- **Your objective**: Copy whichever lines contain the string "that".

- **Provided data**:
____________________
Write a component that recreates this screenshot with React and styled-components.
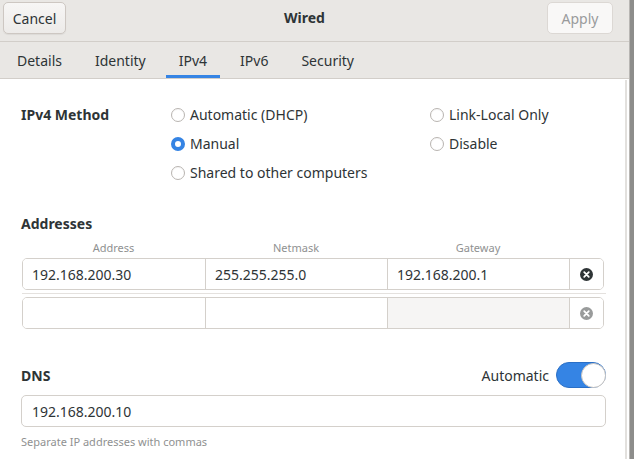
import React from "react";
import styled, { createGlobalStyle } from "styled-components";

const Global = createGlobalStyle`
  html, body { margin: 0; padding: 0; background: #ffffff; }
  body { font-family: "Noto Sans", "Open Sans", sans-serif; font-size: 14px; color: #2e3436; }
  * { box-sizing: border-box; }
`;

const Screen = styled.div`
  width: 634px;
  height: 459px;
  display: flex;
  overflow: hidden;
`;

const Window = styled.div`
  width: 629px;
  display: flex;
  flex-direction: column;
  position: relative;
  background: #ffffff;
`;

const Edge = styled.div`
  width: 5px;
  background: #8d8d8b;
  border-left: 1px solid #b8b6b3;
`;

const HeaderBar = styled.div`
  height: 42px;
  background: #e9e7e4;
  border-bottom: 1px solid #d2cec9;
  display: flex;
  align-items: flex-start;
  justify-content: space-between;
  padding: 2px 16px 0 3px;
`;

const Button = styled.button`
  height: 32px;
  width: ${(p) => p.$w}px;
  border-radius: 5px;
  border: 1px solid ${(p) => (p.disabled ? "#dcd8d4" : "#cdc7c2")};
  background: ${(p) => (p.disabled ? "#f9f8f7" : "linear-gradient(#f7f6f5, #edebe9)")};
  color: ${(p) => (p.disabled ? "#999b9c" : "#2e3436")};
  font-family: inherit;
  font-size: 14px;
  box-shadow: ${(p) => (p.disabled ? "none" : "0 1px 1px rgba(0,0,0,0.06)")};
  padding: 0;
`;

const Title = styled.div`
  font-weight: 700;
  font-size: 14px;
  line-height: 32px;
  color: #2e3436;
  margin-left: -4px;
`;

const TabBar = styled.div`
  height: 37px;
  background: #e9e7e4;
  border-bottom: 1px solid #d2cec9;
  display: flex;
  gap: 7px;
  padding-left: 4px;
`;

const Tab = styled.div`
  padding: 0 13px;
  display: flex;
  align-items: center;
  font-size: 14px;
  color: #2e3436;
  border-bottom: 3px solid ${(p) => (p.$active ? "#3584e4" : "transparent")};
  padding-top: 3px;
`;

const Content = styled.div`
  flex: 1;
  padding: 21px 24px 0 21px;
  display: flex;
  flex-direction: column;
`;

const ScrollIndicator = styled.div`
  position: absolute;
  right: 2px;
  top: 80px;
  bottom: 0;
  width: 2px;
  background: #e2e0dd;
`;

const MethodGrid = styled.div`
  display: grid;
  grid-template-columns: 150px 259px 1fr;
  grid-auto-rows: 29px;
`;

const SectionLabel = styled.div`
  font-weight: 700;
  font-size: 14px;
  display: flex;
  align-items: center;
  height: ${(p) => p.$h || 29}px;
`;

const RadioRow = styled.div`
  display: flex;
  align-items: center;
  gap: 5px;
  font-size: 14px;
  grid-column: ${(p) => p.$col};
  grid-row: ${(p) => p.$row};
`;

const RadioCircle = styled.span`
  width: 14px;
  height: 14px;
  border-radius: 50%;
  flex: none;
  border: ${(p) => (p.$on ? "4px solid #3584e4" : "1px solid #b9b5b1")};
  background: #ffffff;
  box-shadow: ${(p) => (p.$on ? "none" : "inset 0 1px 1px rgba(0,0,0,0.04)")};
`;

const AddressesTitle = styled(SectionLabel)`
  margin-top: 26px;
  height: 20px;
`;

const ColumnHeads = styled.div`
  display: grid;
  grid-template-columns: 183px 182px 182px 34px;
  margin-top: 8px;
  margin-left: 1px;
  height: 14px;
`;

const ColumnHead = styled.div`
  font-size: 11px;
  color: #8f9191;
  text-align: center;
  line-height: 14px;
`;

const AddrRow = styled.div`
  display: grid;
  grid-template-columns: 183px 182px 182px 1fr;
  width: 582px;
  height: 32px;
  margin-left: 1px;
  margin-top: ${(p) => p.$mt || 0}px;
  border: 1px solid #d4d0cb;
  border-radius: 5px;
  overflow: hidden;
`;

const Cell = styled.div`
  border-right: 1px solid #d4d0cb;
  background: ${(p) => (p.$disabled ? "#f6f5f4" : "#ffffff")};
  padding-left: 9px;
  display: flex;
  align-items: center;
  font-size: 14px;
  color: #2e3436;
`;

const RemoveCell = styled.div`
  display: flex;
  align-items: center;
  justify-content: center;
  background: #ffffff;
`;

const RowSeparator = styled.div`
  height: 1px;
  background: #e4e1de;
  margin: 3px 0 3px 1px;
  width: 584px;
`;

const DnsHead = styled.div`
  margin-top: 33px;
  height: 26px;
  display: flex;
  align-items: center;
  justify-content: space-between;
  width: 585px;
`;

const SwitchGroup = styled.div`
  display: flex;
  align-items: center;
  gap: 7px;
  font-size: 14px;
`;

const Switch = styled.div`
  width: 50px;
  height: 26px;
  border-radius: 13px;
  background: #3584e4;
  border: 1px solid #2a6fc6;
  display: flex;
  justify-content: flex-end;
  align-items: center;
  padding: 0;
`;

const Knob = styled.div`
  width: 25px;
  height: 25px;
  border-radius: 50%;
  background: #ffffff;
  border: 1px solid #c8c4c0;
  margin-right: -1px;
`;

const DnsEntry = styled.div`
  margin-top: 7px;
  width: 585px;
  height: 32px;
  border: 1px solid #d4d0cb;
  border-radius: 5px;
  display: flex;
  align-items: center;
  padding-left: 10px;
  font-size: 14px;
`;

const Helper = styled.div`
  margin-top: 8px;
  font-size: 11px;
  color: #8f9191;
  line-height: 14px;
`;

const RemoveIcon = ({ color }) => (
  <svg width="13" height="13" viewBox="0 0 16 16">
    <circle cx="8" cy="8" r="8" fill={color} />
    <path d="M5.2 5.2 L10.8 10.8 M10.8 5.2 L5.2 10.8" stroke="#ffffff" strokeWidth="2.2" strokeLinecap="round" />
  </svg>
);

export default function App() {
  return (
    <Screen>
      <Global />
      <Window>
        <HeaderBar>
          <Button $w={63}>Cancel</Button>
          <Title>Wired</Title>
          <Button $w={66} disabled>Apply</Button>
        </HeaderBar>
        <TabBar>
          <Tab>Details</Tab>
          <Tab>Identity</Tab>
          <Tab $active>IPv4</Tab>
          <Tab>IPv6</Tab>
          <Tab>Security</Tab>
        </TabBar>
        <Content>
          <MethodGrid>
            <SectionLabel>IPv4 Method</SectionLabel>
            <RadioRow $col={2} $row={1}><RadioCircle />Automatic (DHCP)</RadioRow>
            <RadioRow $col={2} $row={2}><RadioCircle $on />Manual</RadioRow>
            <RadioRow $col={2} $row={3}><RadioCircle />Shared to other computers</RadioRow>
            <RadioRow $col={3} $row={1}><RadioCircle />Link-Local Only</RadioRow>
            <RadioRow $col={3} $row={2}><RadioCircle />Disable</RadioRow>
          </MethodGrid>

          <AddressesTitle>Addresses</AddressesTitle>
          <ColumnHeads>
            <ColumnHead>Address</ColumnHead>
            <ColumnHead>Netmask</ColumnHead>
            <ColumnHead>Gateway</ColumnHead>
          </ColumnHeads>
          <AddrRow $mt={3}>
            <Cell>192.168.200.30</Cell>
            <Cell>255.255.255.0</Cell>
            <Cell>192.168.200.1</Cell>
            <RemoveCell><RemoveIcon color="#2e3436" /></RemoveCell>
          </AddrRow>
          <RowSeparator />
          <AddrRow>
            <Cell />
            <Cell />
            <Cell $disabled />
            <RemoveCell><RemoveIcon color="#999b9b" /></RemoveCell>
          </AddrRow>

          <DnsHead>
            <SectionLabel $h={26}>DNS</SectionLabel>
            <SwitchGroup>
              Automatic
              <Switch><Knob /></Switch>
            </SwitchGroup>
          </DnsHead>
          <DnsEntry>192.168.200.10</DnsEntry>
          <Helper>Separate IP addresses with commas</Helper>
        </Content>
        <ScrollIndicator />
      </Window>
      <Edge />
    </Screen>
  );
}
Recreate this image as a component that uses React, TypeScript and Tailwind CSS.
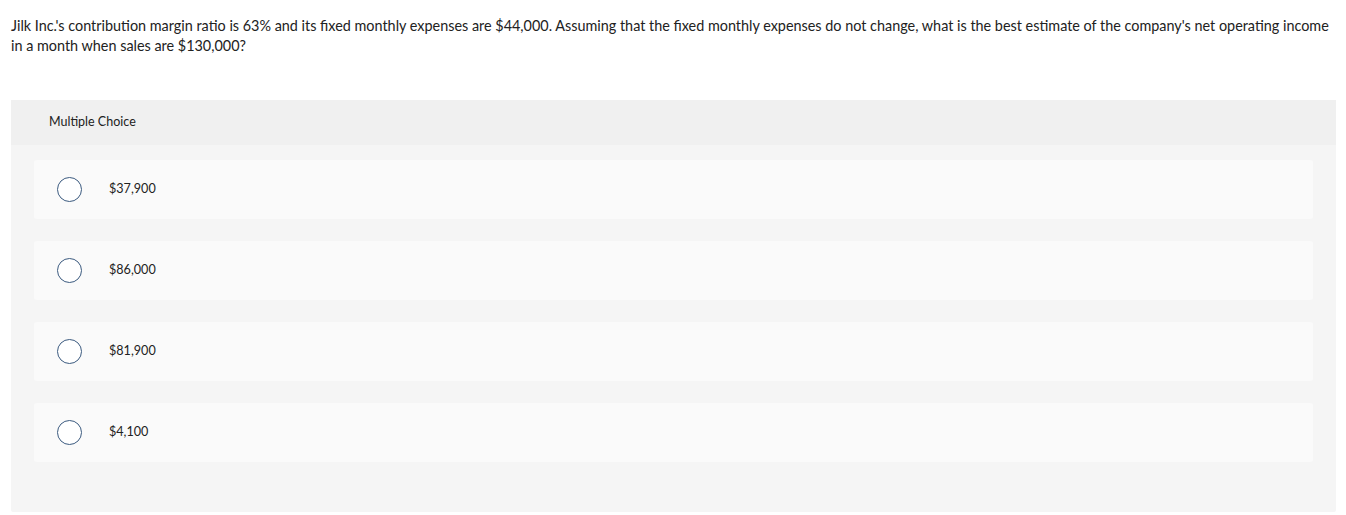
____________________
- **Written solution**:
Write a component that recreates this screenshot with React and styled-components.
Recreate this image as a component that uses React, TypeScript and Tailwind CSS.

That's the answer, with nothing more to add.